Arnold Houbraken nous fait part du soin
tout particulier que Rembrandt accorde à cet
aspect de son art : il peut par exemple passer
un ou deux jours pour peindre un turban.
La petite feuille de Grenoble nous montre un
personnage debout, isolé, sur fond neutre,
légèrement tourné vers la droite. Le papier,
couvert d’une couche de couleur brun clair,
apparaît dans d’autres études de Rembrandt,
exécutées vers 1638-1639. Le bras droit de
l’homme est allongé le long du corps alors que
le bras gauche est plié à angle droit au-dessus
de la poitrine. Malgré sa petite taille, l’oeuvre
crée une impression de monumentalité, et
les traits de la plume en roseau – si difficile à
manier – sont d’une sûreté et d’une justesse
déconcertantes. Le personnage est violemment
illuminé par la gauche, ce qui plonge la partie
droite dans la pénombre. Dans ces études, la distribution des clairs-obscurs demeure capitale.

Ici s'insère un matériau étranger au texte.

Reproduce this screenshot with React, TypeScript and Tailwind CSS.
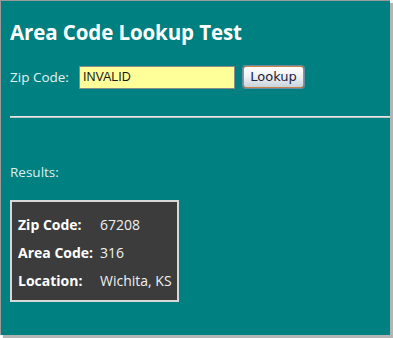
export default function App() {
  return (
    <div className="w-[393px] h-[338px] bg-white relative overflow-hidden">
      <div
        className="w-[390px] h-[335px] bg-[#008080] border-l border-t border-[#9a9a9a] shadow-[3px_3px_1px_#b4b4b4] flex flex-col pl-[9px]"
        style={{ fontFamily: '"Open Sans", "Noto Sans", sans-serif' }}
      >
        <h1 className="mt-[18px] h-[26px] text-[20.5px] leading-[26px] font-bold text-white tracking-[-0.1px]">
          Area Code Lookup Test
        </h1>
        <div className="mt-[20px] flex items-center h-[24px]">
          <span className="text-[13.5px] text-[#e4f2f2] w-[69px]">Zip Code:</span>
          <input
            className="w-[156px] h-[23px] bg-[#ffff99] border border-[#8c8c8c] px-[3px] text-[12.5px] text-[#1a1a1a] outline-none"
            style={{ fontFamily: '"Liberation Sans", Arial, sans-serif' }}
            defaultValue="INVALID"
          />
          <button
            className="ml-[8px] w-[61px] h-[22px] rounded-[3px] border border-[#c9824a] bg-gradient-to-b from-[#ffffff] via-[#eef0f2] to-[#c8d4de] text-[13px] text-[#1b2540] shadow-[0_0_0_1px_#6f8aa0]"
            style={{ fontFamily: '"DejaVu Sans", Tahoma, sans-serif' }}
          >
            Lookup
          </button>
        </div>
        <div className="mt-[27px] h-[2px] bg-[#e6e6e6] border-b border-[#b8c8c8]" />
        <div className="mt-[45px] text-[13.5px] text-[#dcefef] leading-[18px]">Results:</div>
        <div className="mt-[19px] w-[169px] h-[102px] bg-[#3c3c3c] border-2 border-[#d8d8d8] pl-[6px] pt-[12px] flex flex-col gap-[7px] text-[14px]">
          <div className="flex h-[21px] items-center">
            <span className="w-[82px] font-bold text-white">Zip Code:</span>
            <span className="text-[#f0f0f0]">67208</span>
          </div>
          <div className="flex h-[21px] items-center">
            <span className="w-[82px] font-bold text-white">Area Code:</span>
            <span className="text-[#f0f0f0]">316</span>
          </div>
          <div className="flex h-[21px] items-center">
            <span className="w-[82px] font-bold text-white">Location:</span>
            <span className="text-[#f0f0f0]">Wichita, KS</span>
          </div>
        </div>
      </div>
    </div>
  );
}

Trois autres études d’homme debout à la
plume de la même période possèdent des effets
lumineux plus clairs : une à Rotterdam au
musée Boijmans Van Beuningen[5] (inv. R 17),
une au musée du Louvre[6] (département des Arts graphiques, inv. RF 4674) et une
troisième aux musées royaux des beaux-arts
de Bruxelles[7] (inv. 4060/3019).
Rembrandt s’est peut-être servi du dessin de
Grenoble pour représenter le corps du Christ
dans la fameuse peinture de 1644, conservée
à la National Gallery à Londres illustrant Le
Christ et la Femme adultère. La position des
jambes et des bras y apparaît très similaire.
Comme la tête est très différente, nous n’osons
toutefois pas parler d’un dessin préparatoire.

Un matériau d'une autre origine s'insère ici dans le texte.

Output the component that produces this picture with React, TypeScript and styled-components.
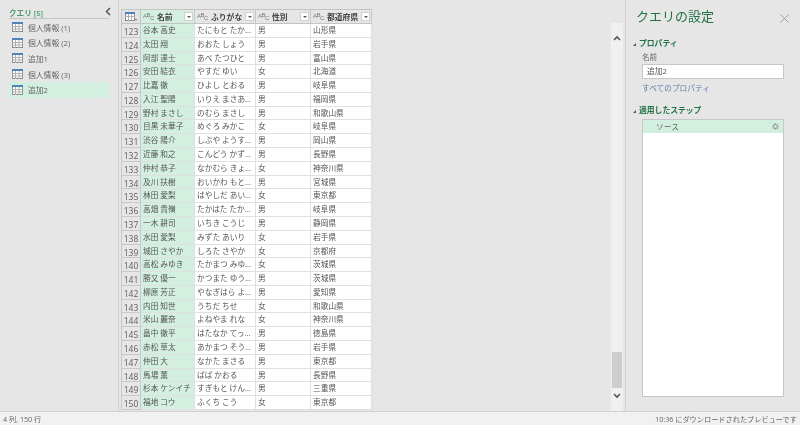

Rembrandt range soigneusement ses dessins
par thèmes dans des albums puis s’en
sert comme d’une source d’inspiration pour
ses peintures. Il partage cette habitude avec
d’autres grands artistes des écoles du Nord
comme Albrecht Dürer, Hendrick Goltzius ou
encore Pierre-Paul Rubens.
[1] Voir Giltaij, 1988, n° 13.
[2] Voir Dudok van Heel, 1977, p. 86-106.
[3] Voir aussi Schatborn, 1981, p. 1-54, surtout pour Zomer p. 21.
[4] Cabinet d’art graphique, Inv. n° 2050/1863.
[5] Voir Giltaij, 1988, n° 7, repr.
[6] Voir cat. exp. Paris, 2006-2007, n° 17, repr.
[7] Voir cat. Bruxelles, 2005, n° 1, repr.